* [Direction] Gather the lines from the material that contain "this".

* [Entries shown]
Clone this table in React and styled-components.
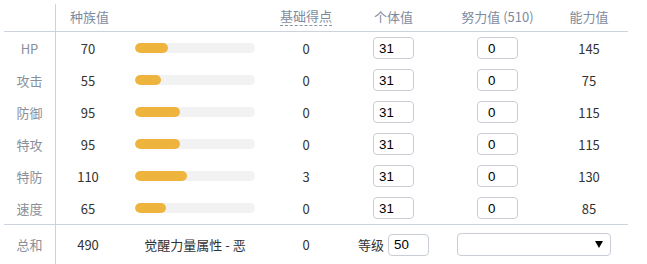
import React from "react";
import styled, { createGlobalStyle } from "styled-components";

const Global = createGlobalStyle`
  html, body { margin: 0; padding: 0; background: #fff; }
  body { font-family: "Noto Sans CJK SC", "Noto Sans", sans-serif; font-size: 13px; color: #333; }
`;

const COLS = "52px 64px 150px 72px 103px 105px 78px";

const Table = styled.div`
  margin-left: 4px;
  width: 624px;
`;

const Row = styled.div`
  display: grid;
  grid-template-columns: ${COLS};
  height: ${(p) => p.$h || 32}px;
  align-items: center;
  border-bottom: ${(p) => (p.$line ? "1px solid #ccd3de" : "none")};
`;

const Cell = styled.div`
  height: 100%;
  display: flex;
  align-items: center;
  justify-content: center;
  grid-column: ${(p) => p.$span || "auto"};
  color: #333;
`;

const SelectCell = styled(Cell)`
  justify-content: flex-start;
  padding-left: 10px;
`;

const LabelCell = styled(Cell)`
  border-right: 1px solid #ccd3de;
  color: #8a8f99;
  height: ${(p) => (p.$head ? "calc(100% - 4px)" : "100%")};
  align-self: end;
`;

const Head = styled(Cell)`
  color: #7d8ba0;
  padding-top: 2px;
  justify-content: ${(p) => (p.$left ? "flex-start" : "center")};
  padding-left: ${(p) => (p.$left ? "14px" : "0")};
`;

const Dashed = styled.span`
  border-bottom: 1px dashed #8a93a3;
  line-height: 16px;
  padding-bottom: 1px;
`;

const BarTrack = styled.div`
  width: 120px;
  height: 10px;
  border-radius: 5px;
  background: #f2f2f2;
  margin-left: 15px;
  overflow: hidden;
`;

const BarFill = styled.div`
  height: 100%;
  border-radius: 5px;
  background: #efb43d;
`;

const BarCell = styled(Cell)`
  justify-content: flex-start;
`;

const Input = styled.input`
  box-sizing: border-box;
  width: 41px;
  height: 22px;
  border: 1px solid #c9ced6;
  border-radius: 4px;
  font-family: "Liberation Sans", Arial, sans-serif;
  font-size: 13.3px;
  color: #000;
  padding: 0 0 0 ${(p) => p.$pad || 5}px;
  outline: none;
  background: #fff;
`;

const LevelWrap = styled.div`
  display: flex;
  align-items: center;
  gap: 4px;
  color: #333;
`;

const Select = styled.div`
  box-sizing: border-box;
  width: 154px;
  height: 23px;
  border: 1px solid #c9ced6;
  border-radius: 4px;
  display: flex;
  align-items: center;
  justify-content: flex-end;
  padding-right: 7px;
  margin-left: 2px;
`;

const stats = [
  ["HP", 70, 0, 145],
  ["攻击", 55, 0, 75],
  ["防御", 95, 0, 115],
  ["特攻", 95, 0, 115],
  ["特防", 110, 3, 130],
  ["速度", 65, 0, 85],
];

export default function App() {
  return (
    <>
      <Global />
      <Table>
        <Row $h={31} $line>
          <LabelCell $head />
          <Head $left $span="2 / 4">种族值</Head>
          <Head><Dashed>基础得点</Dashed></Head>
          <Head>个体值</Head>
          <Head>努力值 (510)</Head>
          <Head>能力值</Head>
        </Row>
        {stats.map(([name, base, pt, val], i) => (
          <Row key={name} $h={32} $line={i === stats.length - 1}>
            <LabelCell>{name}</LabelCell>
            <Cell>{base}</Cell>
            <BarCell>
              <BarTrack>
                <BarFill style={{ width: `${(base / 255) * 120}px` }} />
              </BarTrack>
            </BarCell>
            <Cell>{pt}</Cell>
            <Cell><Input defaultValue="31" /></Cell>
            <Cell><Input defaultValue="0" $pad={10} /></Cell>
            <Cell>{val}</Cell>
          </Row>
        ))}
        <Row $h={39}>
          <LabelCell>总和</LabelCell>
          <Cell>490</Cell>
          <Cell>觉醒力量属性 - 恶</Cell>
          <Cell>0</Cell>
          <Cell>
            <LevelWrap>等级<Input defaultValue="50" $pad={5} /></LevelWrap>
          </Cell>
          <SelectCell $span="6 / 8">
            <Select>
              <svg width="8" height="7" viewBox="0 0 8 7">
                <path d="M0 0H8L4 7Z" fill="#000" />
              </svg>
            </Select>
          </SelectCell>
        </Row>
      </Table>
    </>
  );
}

---

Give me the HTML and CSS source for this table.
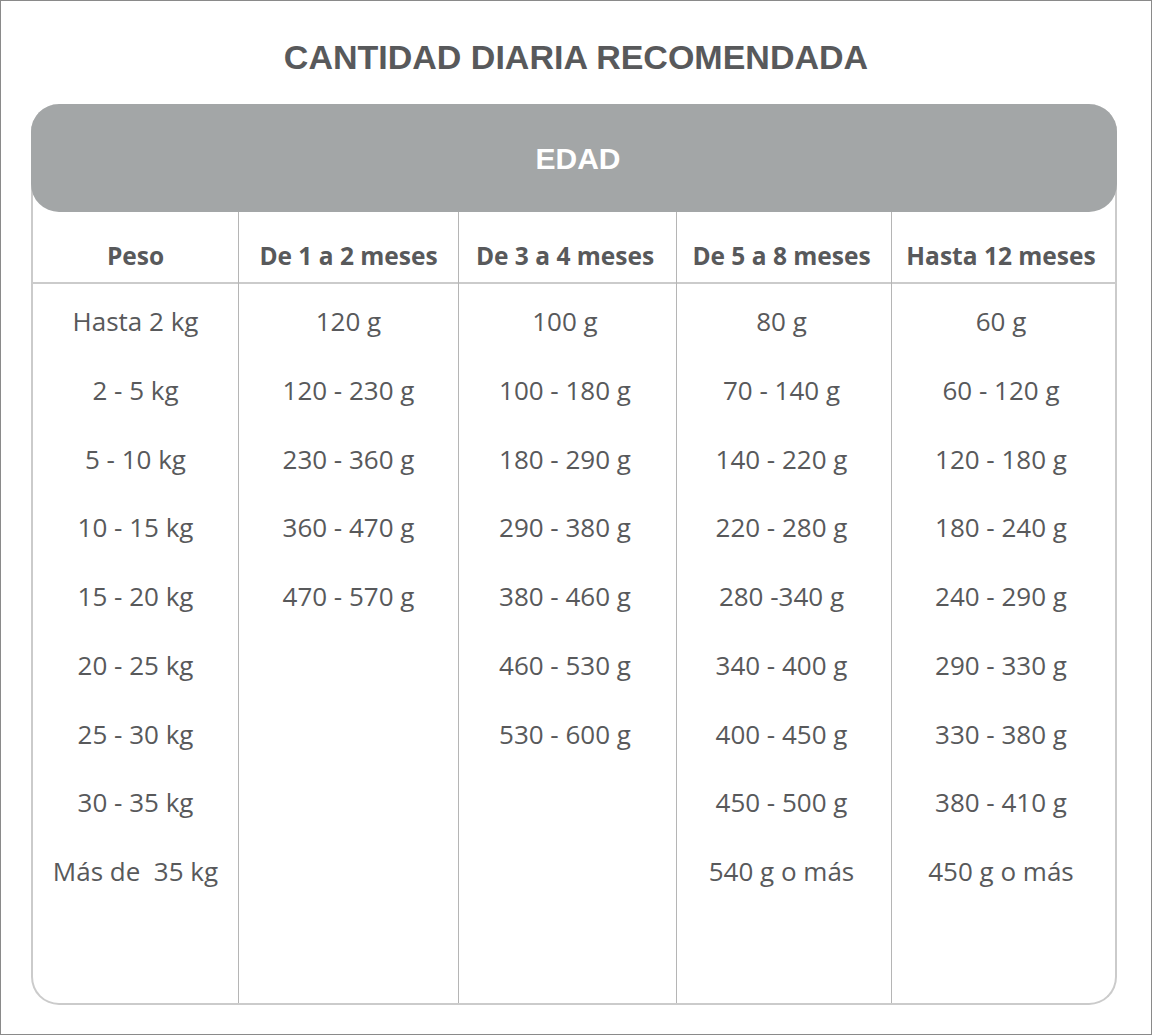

--

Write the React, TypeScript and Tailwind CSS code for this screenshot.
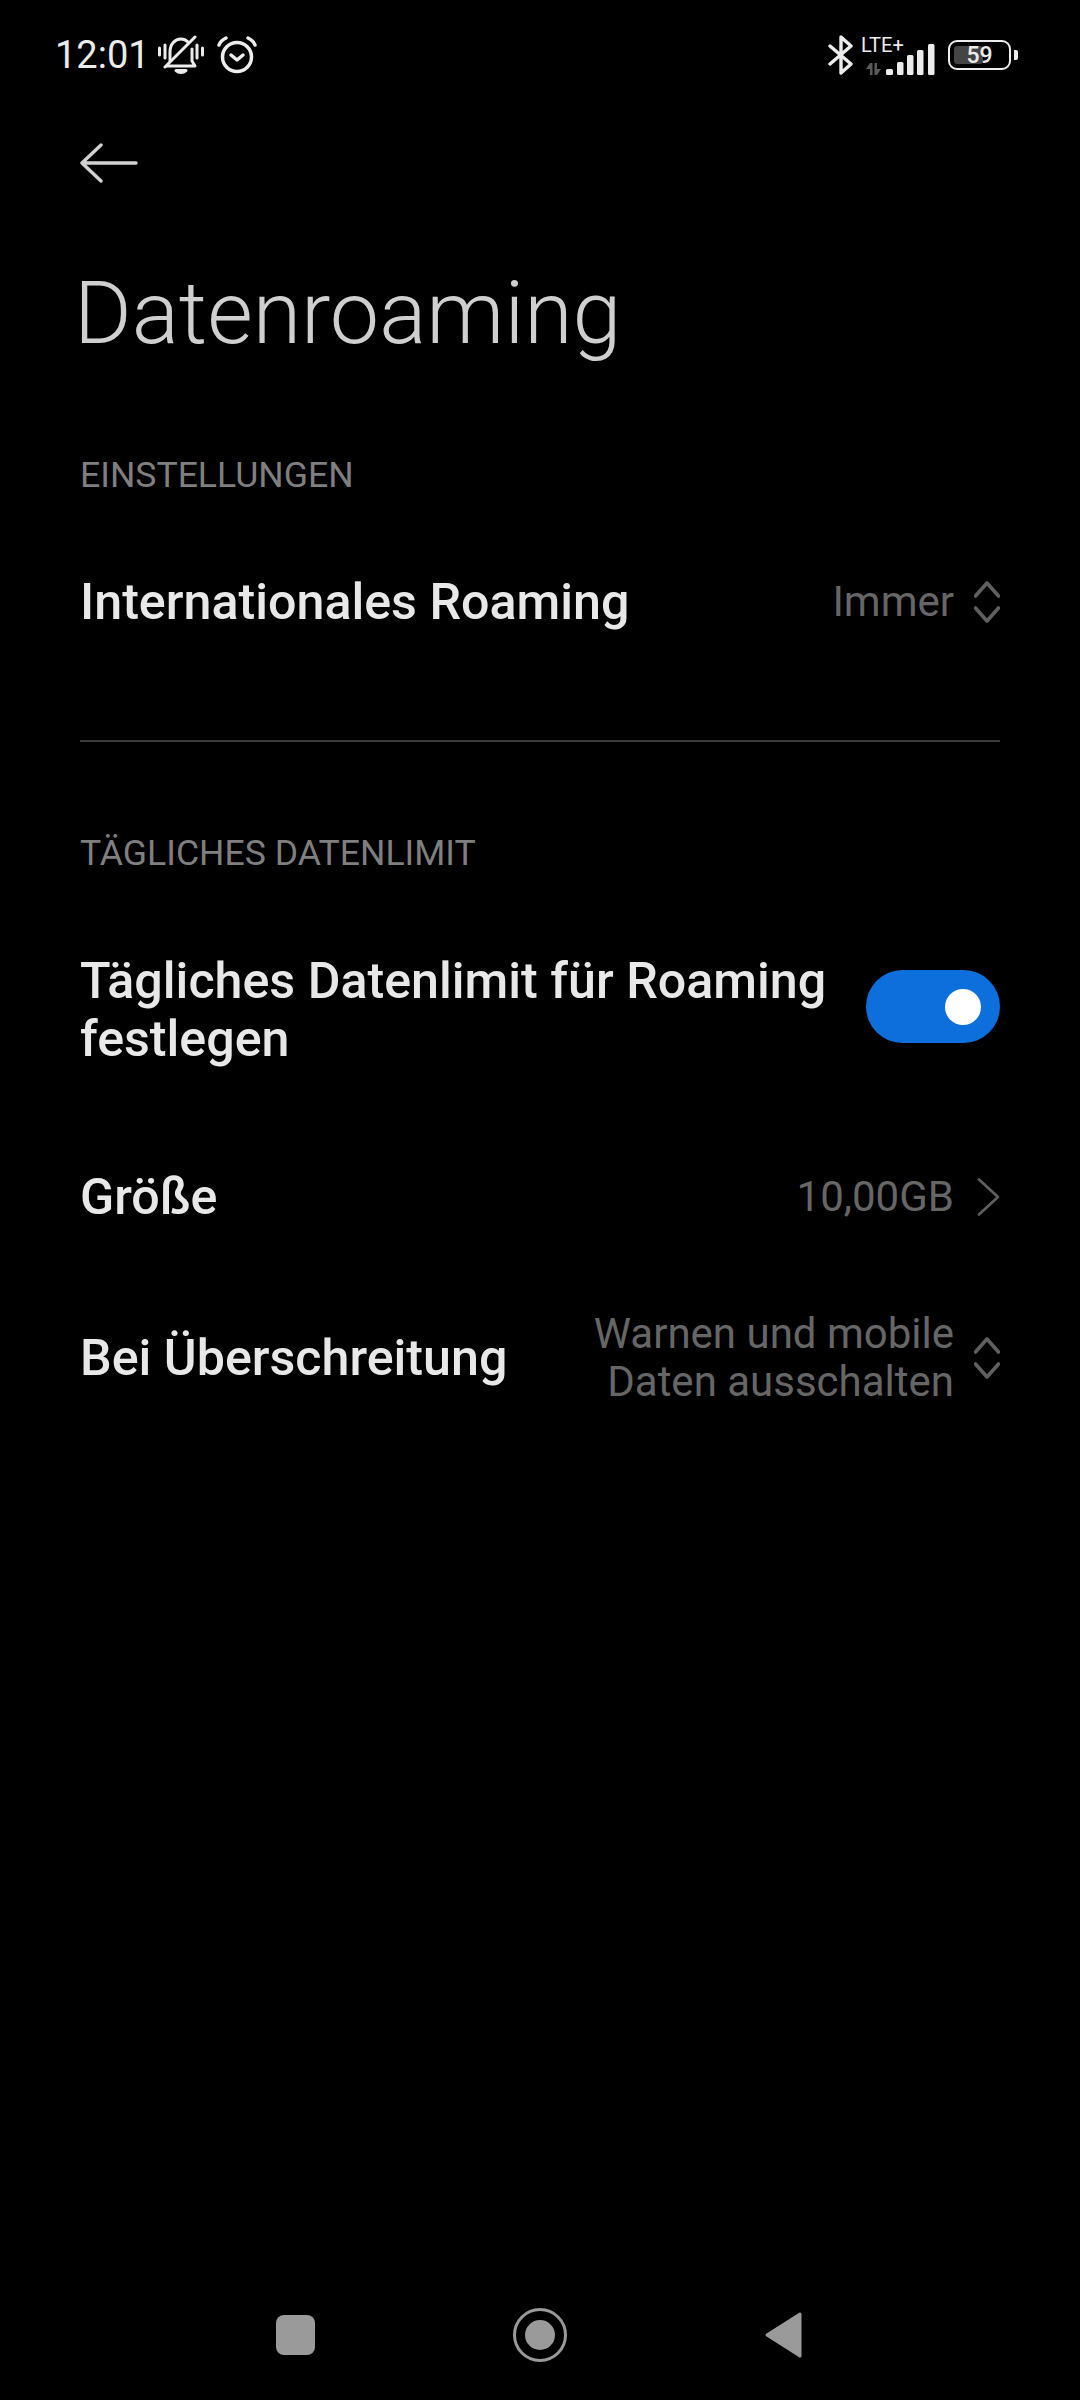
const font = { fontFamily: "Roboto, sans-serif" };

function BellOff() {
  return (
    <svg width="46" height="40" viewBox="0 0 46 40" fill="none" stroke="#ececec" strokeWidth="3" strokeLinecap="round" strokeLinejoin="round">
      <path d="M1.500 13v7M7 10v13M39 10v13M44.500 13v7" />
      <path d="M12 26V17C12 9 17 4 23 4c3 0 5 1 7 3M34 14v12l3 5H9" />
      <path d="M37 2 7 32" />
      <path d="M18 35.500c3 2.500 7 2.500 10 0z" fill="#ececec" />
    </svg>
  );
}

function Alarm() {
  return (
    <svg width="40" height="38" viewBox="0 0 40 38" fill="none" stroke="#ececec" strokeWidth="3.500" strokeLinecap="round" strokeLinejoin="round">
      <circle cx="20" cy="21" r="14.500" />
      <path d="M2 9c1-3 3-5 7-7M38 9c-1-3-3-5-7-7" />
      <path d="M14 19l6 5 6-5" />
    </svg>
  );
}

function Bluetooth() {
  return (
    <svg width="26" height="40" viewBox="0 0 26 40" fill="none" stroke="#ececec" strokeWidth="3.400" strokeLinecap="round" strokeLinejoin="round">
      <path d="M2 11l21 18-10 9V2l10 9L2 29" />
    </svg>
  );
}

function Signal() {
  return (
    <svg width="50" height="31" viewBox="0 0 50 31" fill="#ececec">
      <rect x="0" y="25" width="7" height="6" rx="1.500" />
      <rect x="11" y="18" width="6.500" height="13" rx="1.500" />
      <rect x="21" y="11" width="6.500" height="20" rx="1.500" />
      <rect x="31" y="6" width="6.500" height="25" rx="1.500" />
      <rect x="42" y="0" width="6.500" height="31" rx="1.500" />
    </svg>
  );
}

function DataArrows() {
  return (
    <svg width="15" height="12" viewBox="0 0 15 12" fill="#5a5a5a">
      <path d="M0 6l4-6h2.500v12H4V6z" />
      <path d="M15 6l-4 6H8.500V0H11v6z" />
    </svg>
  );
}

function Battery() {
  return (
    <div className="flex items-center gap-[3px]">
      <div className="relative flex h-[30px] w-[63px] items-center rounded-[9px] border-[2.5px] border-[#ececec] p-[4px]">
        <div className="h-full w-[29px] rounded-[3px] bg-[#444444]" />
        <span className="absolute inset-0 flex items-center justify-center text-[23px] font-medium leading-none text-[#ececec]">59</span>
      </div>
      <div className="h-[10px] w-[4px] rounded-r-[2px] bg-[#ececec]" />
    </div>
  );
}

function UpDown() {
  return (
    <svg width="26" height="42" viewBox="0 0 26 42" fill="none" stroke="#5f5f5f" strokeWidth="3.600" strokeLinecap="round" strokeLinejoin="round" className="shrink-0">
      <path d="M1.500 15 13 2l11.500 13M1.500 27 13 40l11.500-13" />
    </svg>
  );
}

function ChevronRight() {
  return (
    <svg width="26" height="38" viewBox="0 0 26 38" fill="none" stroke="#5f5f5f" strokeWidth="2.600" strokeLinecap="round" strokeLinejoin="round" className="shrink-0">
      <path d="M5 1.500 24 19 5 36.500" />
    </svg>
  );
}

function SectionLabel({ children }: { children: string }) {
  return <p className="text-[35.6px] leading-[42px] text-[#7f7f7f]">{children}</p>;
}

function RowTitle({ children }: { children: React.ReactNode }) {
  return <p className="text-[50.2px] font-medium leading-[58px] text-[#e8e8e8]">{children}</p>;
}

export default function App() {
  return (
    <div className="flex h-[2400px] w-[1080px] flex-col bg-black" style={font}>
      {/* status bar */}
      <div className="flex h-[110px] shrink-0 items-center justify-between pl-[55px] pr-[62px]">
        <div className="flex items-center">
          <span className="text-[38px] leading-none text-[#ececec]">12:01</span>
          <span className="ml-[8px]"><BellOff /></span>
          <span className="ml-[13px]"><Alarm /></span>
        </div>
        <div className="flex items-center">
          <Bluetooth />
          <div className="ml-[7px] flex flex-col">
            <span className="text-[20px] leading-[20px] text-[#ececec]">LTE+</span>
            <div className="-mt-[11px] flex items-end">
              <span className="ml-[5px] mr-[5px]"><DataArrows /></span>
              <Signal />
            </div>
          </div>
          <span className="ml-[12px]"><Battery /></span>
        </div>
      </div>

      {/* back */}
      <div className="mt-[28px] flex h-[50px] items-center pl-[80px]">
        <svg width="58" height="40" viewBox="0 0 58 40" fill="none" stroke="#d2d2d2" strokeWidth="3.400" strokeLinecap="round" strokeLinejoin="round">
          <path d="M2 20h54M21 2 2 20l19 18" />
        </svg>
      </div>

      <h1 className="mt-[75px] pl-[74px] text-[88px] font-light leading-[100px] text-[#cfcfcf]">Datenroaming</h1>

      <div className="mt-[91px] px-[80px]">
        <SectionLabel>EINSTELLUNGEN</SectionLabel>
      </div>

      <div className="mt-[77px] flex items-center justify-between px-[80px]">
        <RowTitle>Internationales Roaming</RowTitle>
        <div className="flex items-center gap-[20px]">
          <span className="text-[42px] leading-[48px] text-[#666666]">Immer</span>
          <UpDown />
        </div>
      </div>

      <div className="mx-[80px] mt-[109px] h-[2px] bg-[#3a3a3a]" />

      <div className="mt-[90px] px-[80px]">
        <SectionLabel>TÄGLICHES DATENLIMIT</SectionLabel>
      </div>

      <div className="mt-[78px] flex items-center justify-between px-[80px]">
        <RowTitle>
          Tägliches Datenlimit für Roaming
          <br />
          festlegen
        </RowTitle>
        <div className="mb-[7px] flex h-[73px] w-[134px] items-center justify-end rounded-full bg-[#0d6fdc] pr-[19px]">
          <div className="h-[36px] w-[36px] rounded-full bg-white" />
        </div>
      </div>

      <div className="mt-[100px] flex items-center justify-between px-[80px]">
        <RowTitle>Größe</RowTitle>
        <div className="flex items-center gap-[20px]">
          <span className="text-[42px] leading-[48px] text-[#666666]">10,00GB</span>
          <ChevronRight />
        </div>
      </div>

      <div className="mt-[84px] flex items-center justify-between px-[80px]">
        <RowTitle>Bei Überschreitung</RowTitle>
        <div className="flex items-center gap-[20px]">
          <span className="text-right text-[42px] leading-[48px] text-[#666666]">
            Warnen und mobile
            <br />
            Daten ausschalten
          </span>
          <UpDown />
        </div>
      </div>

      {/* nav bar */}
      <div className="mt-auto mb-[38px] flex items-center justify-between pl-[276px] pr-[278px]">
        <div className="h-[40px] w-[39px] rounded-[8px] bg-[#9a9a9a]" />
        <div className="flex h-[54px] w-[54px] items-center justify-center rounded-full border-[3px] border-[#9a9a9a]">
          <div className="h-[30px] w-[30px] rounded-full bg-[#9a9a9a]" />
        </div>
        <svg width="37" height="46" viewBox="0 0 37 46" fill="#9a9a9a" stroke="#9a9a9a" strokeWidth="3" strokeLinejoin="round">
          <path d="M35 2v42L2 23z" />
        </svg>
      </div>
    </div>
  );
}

* [Correct result]
Clone this table in React and styled-components.
Give me the HTML and CSS source for this table.
Write the React, TypeScript and Tailwind CSS code for this screenshot.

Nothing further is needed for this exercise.